Information provided:

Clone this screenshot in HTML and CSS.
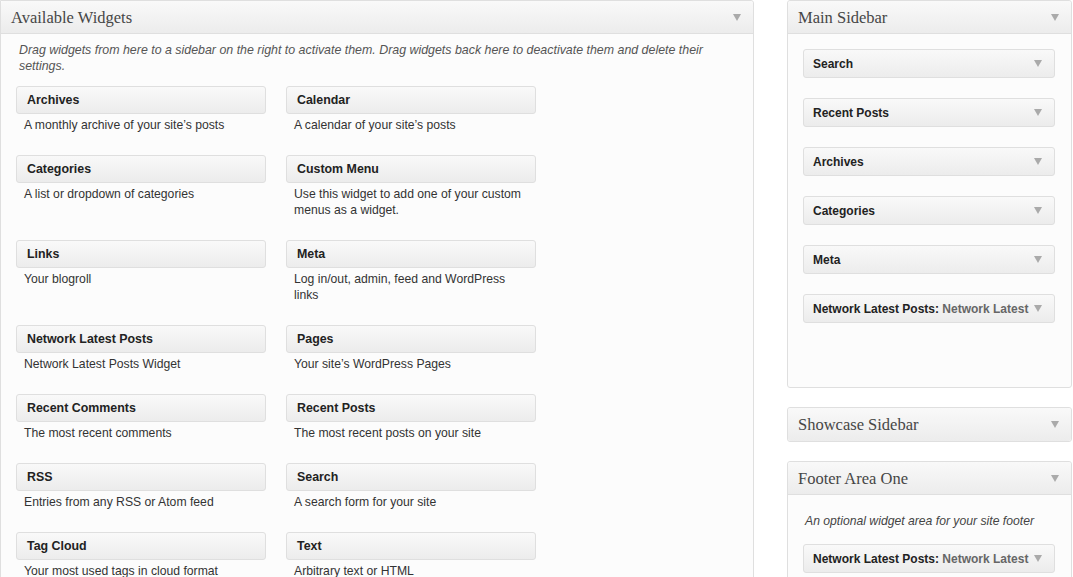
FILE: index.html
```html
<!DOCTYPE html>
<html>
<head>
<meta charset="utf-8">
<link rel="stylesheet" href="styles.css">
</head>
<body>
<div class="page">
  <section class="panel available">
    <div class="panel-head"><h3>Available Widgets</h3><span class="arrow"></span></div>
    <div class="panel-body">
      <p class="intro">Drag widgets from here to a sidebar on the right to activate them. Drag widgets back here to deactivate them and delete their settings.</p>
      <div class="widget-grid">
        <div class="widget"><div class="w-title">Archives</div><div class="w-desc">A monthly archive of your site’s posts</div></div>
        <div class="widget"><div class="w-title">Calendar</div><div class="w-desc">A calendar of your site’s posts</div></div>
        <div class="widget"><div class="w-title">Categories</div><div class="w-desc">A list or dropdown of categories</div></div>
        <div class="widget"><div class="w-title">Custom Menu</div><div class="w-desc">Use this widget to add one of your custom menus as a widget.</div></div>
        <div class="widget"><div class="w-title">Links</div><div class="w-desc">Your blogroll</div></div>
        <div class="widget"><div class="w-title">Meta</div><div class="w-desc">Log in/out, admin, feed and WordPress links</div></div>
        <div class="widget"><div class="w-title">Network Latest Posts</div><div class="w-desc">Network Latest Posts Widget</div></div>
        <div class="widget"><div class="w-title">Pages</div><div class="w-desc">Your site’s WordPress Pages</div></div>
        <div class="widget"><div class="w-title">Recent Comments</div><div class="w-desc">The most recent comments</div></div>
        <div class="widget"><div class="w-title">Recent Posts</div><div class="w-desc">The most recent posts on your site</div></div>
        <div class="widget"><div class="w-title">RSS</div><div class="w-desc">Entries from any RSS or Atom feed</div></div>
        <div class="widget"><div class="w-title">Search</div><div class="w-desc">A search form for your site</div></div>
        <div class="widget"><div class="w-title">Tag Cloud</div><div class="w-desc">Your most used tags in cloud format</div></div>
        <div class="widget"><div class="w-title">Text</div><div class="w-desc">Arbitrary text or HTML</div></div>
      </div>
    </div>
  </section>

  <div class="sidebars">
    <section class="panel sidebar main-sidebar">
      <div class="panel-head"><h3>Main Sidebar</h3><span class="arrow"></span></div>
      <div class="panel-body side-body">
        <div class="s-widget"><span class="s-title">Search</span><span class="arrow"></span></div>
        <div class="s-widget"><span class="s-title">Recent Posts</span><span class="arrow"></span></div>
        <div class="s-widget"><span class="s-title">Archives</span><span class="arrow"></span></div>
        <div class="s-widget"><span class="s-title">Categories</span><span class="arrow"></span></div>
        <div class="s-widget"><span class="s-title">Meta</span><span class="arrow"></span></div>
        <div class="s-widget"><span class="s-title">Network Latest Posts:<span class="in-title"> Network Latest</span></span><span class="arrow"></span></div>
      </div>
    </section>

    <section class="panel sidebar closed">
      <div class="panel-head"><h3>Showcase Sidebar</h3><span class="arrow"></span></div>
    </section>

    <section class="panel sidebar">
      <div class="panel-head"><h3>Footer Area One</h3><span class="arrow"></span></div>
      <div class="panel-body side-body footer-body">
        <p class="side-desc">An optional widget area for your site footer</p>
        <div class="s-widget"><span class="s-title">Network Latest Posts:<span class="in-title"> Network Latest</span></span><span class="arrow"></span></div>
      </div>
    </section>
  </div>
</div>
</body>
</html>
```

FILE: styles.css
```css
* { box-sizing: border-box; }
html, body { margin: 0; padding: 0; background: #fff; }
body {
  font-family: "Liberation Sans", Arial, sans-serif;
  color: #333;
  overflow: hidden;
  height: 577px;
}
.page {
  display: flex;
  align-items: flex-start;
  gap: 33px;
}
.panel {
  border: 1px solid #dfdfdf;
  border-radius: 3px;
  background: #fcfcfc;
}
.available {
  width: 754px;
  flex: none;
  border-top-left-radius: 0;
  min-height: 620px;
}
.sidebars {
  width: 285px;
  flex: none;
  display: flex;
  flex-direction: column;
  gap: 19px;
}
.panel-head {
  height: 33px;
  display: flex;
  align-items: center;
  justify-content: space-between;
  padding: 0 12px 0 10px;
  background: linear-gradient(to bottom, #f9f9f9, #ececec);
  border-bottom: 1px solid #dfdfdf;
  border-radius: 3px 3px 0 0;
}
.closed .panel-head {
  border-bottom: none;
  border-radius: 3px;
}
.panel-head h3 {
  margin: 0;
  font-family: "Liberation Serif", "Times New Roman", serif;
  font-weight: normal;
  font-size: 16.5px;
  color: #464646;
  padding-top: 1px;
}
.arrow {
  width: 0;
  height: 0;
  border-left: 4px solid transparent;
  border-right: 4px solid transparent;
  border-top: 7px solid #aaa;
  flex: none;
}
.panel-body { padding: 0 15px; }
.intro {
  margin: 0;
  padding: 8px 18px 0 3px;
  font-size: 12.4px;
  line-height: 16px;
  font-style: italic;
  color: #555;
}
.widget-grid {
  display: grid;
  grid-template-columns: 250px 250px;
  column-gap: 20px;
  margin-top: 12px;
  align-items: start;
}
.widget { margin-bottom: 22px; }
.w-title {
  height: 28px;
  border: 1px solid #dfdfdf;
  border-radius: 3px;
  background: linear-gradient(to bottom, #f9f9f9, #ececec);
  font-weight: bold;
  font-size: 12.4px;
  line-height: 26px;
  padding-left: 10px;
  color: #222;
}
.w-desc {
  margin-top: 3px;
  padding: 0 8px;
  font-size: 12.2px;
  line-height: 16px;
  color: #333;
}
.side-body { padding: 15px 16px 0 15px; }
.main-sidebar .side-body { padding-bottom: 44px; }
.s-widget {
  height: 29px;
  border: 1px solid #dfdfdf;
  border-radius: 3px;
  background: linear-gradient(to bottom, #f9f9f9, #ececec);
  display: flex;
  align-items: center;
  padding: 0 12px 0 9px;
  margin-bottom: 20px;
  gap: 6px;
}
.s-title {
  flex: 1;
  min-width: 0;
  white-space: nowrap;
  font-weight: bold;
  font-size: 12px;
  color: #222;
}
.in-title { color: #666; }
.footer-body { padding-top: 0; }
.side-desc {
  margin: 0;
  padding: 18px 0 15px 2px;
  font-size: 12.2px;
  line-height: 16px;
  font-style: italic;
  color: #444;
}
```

Problem requirements: Pick out each line containing "this" and report it.

Solved exercise:
Clone this screenshot in HTML and CSS.
        <div class="widget"><div class="w-title">Custom Menu</div><div class="w-desc">Use this widget to add one of your custom menus as a widget.</div></div>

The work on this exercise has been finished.